4. Historical Argument
In the history of Muslim societies, for the most part, the issue of shaving or growing beards was irrelevant, as shaving was neither customary in those times nor very practical. Historical evidence through statues and images show that in most societies including the Babylonian, Persian, Aryan, Indian, and African men wore beards. Shaved faces are seen in relatively few cases mainly Greek notables imitating the pharos and Roman rulers imitating the Greeks, which in part reflected the luxurious life style of the ruling class. Neither the Prophet of Islam nor the righteous caliphs lived luxurious lives. They were so busy serving the people that they did not have time to indulge in such luxuries as shaving their beards. So perhaps because of this, shaving did not become a tradition, but growing beards was a norm by necessity like in all other societies at the time.
5. Political Argument
Most evidence in respect to the popularity of beard shaving points to the twentieth century. As the portraits of the U.S. presidents show most of them sported beards until pretty recently.
When in Western Europe beard shaving became popular as a fashion, the Russian Czar Ivan ‘the terrible’ did not think of it as fashion, but a sign of progress; and ordered his subjects to shave their beards. His campaign was such that special police were authorized to burn peoples’ beards in the event of non-compliance, in spite of the fact that in the face of cold and windy Russian winter climate, long beards served a protective purpose. As this fad and fashion reached China where most people did not have thick and bushy beards due to their physical/racial type, Sun Yatsin the first president of China ordered people to cut their braided hair so that they would look more like the Europeans. Similar superficial "reforms" were adopted in Muslim societies such as in Afghanistan where King Amanullah’s ordering of his courtiers to shave and wear French hats. That stirred political commotion similar to those against the prohibition of the Fez hat in the Ottoman territories and North Africa.

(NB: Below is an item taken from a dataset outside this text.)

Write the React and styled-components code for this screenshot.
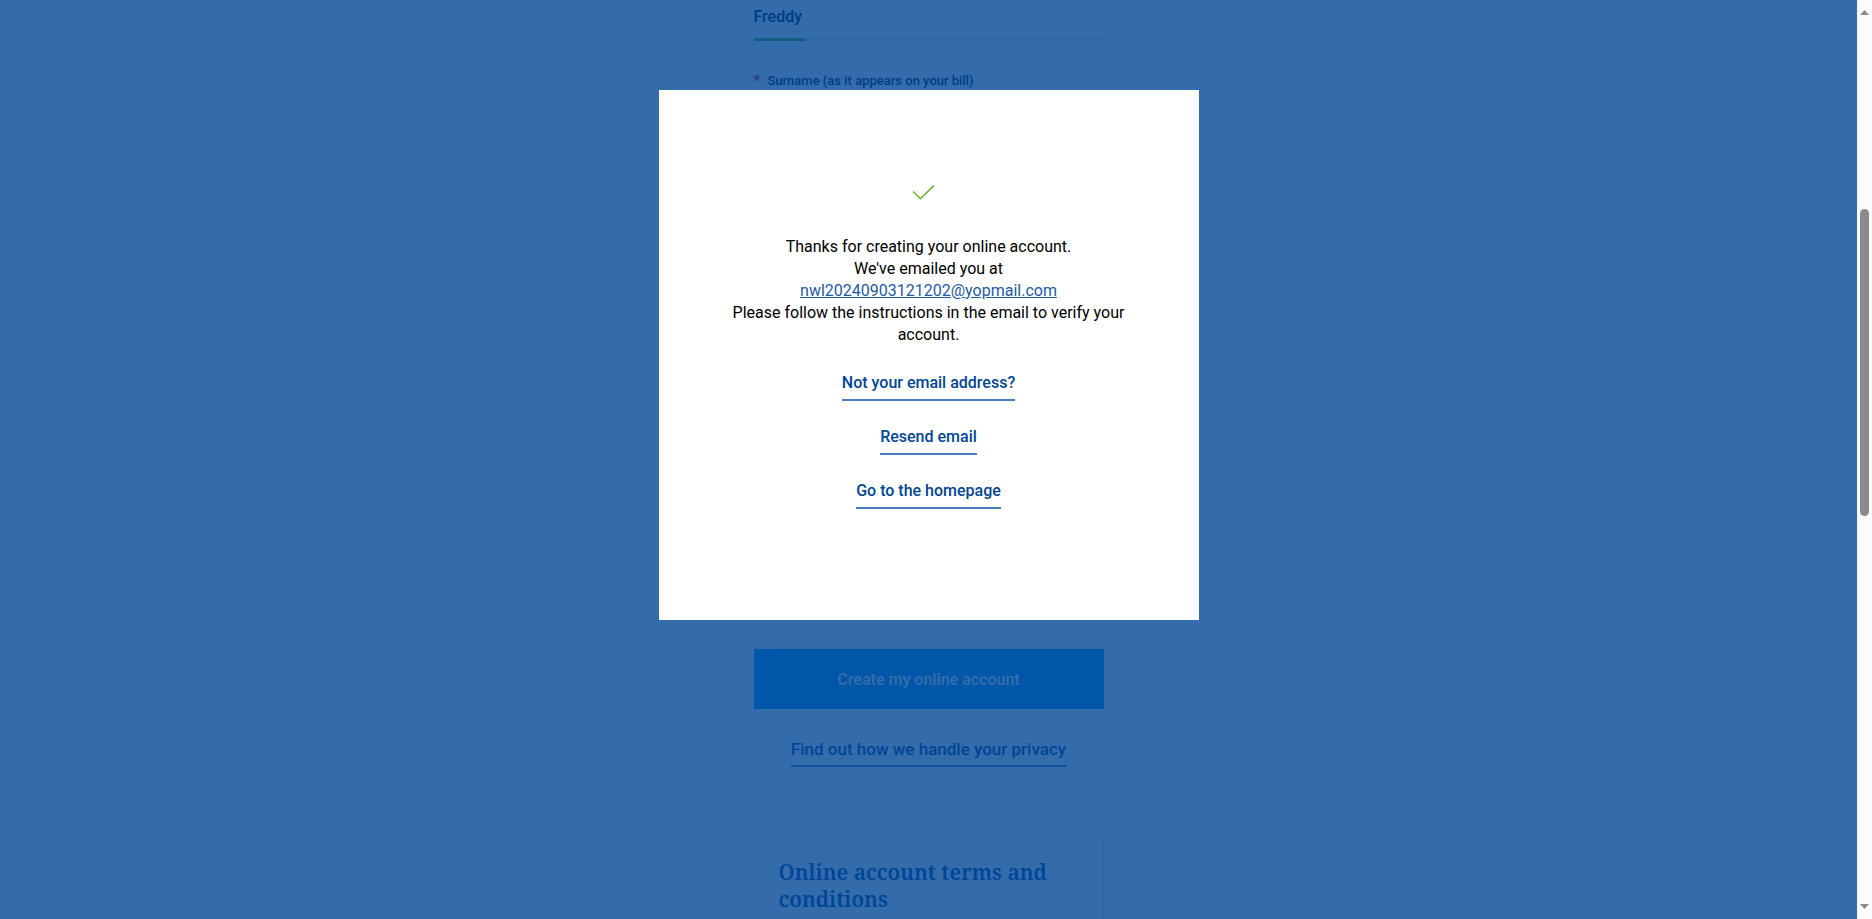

In general, however, while Eastern Europe and the orient opted for the adaptation of ‘the European way,’ the Muslims societies, mostly subjugated at the time by the Europeans, resisted European fashion and attire as a political statement. To many Muslims growing beards, a ‘urf, ‘a tradition by necessity,’ now became a symbol of resistance and a tradition of the Prophet attracting endorsements of the highest authorities.
It was in this kind of political atmosphere that the one single hadith out of 7563 in Al-Bukhari's collection caught the eye of those who needed a religious justification for their action. While few of the other traditions dealing with etiquette, manners, socialization, and particularly of hygienic significance are known to Muslims of today. Thus, growing beards has become a symbol of religiosity of the highest order.
In the context of the Prophetic traditions where sometimes very extensive and detailed instructions are given through exegeses and commentaries, (like the trimming of nails) the tradition pertaining to bread growing remains rather an isolated case.
While in most societies growing beards takes perhaps a few paragraph spaces in a manicurist’s manual, in Muslim societies it has become an issue determining the fate of governments. When triviality gains over-significance and becomes the order of the day, common sense leaves the scene. In such instances progress is hindered by trivialities and people create rites and rituals either to stand apart from the rest as a sign of distinction or such signs are assign by other to stigmatize a specific group. Here are some familiar examples in the Afghan socio-political setting:
- The royal guard of Nadir Shah Afshar had adopted red hats and were thus called qizil-bash. When they decided to remain in Afghanistan instead of going back to Persia they became known as the qizil-bash.
- In northern India Hindu reformists adopted some Muslim customs and began to wear their turbans in a pointed fashion to distinguish themselves from both Hindus and Muslims and eventually became Sikhs.
- Until the latter parts of 19th century, in the ‘Kafaristan’ province of Afghanistan the local kafars, ‘unbelievers’ wore a rimmed cap in contrast to the turbaned Muslims. Their caps were called kafar kulah or 'the cap of the non-believer.' A century later, when the communists in the re-named region of Nuristan massacred the descendants of those ‘unbelievers,’ now Muslims, that very visible distinction of non-Muslim identity became the symbol of Islamic resistance against the Soviet occupation. So the 'kafar kulah' became the sign of ‘Islamic’ identity as it now donned the head of every Mujahid fighting Russians for Islam, yet totally unaware of its historical significance.
More recently, however, growing mustache was a source of identity with the Khalq pro-communist party while growing side-burns was that of the Parcham faction. Sporting long hair was associated with the sympathizers of the pro-Chinese communists. Not too coincidentally, the pro-Islam factions began growing beards. Following in the foot steps of Czar Ivan the terrible the Afghan communists persecuted people who grew beards whether they were sported for religious purposes or not. The Taliban government plays the same game in the reverse order as now clean-shaven people are being persecuted because they are assumed to be ‘un-Islamic.’ Insanity has its phases, but it is hard when it is done in the name of religion.
Symbolic and superficial changes do not serve a real purpose in a society, fundamental and substantial ones do. Real growth occurs in the intellect, in knowledge, in the brain, in the head, not in the beard. There is no doubt about the certainty of the Prophet's saying who in support of the verses in the Qur’an recommended the seeking of knowledge, even if in China. Trivializing the grandeur of Islam's message with the triviality of personal attire is wrong. As long as it is not in clear violation of the code of decency that Islam prescribes, it should not be imposed on the people—the majority or minorities—as it does not serve the purpose of Islam.
God cannot be worshipped out of compulsion. The principle of ikhtyar, ‘choice and preference of the best,’ i.e. free will, is as much an article of faith as it is a principle of reason.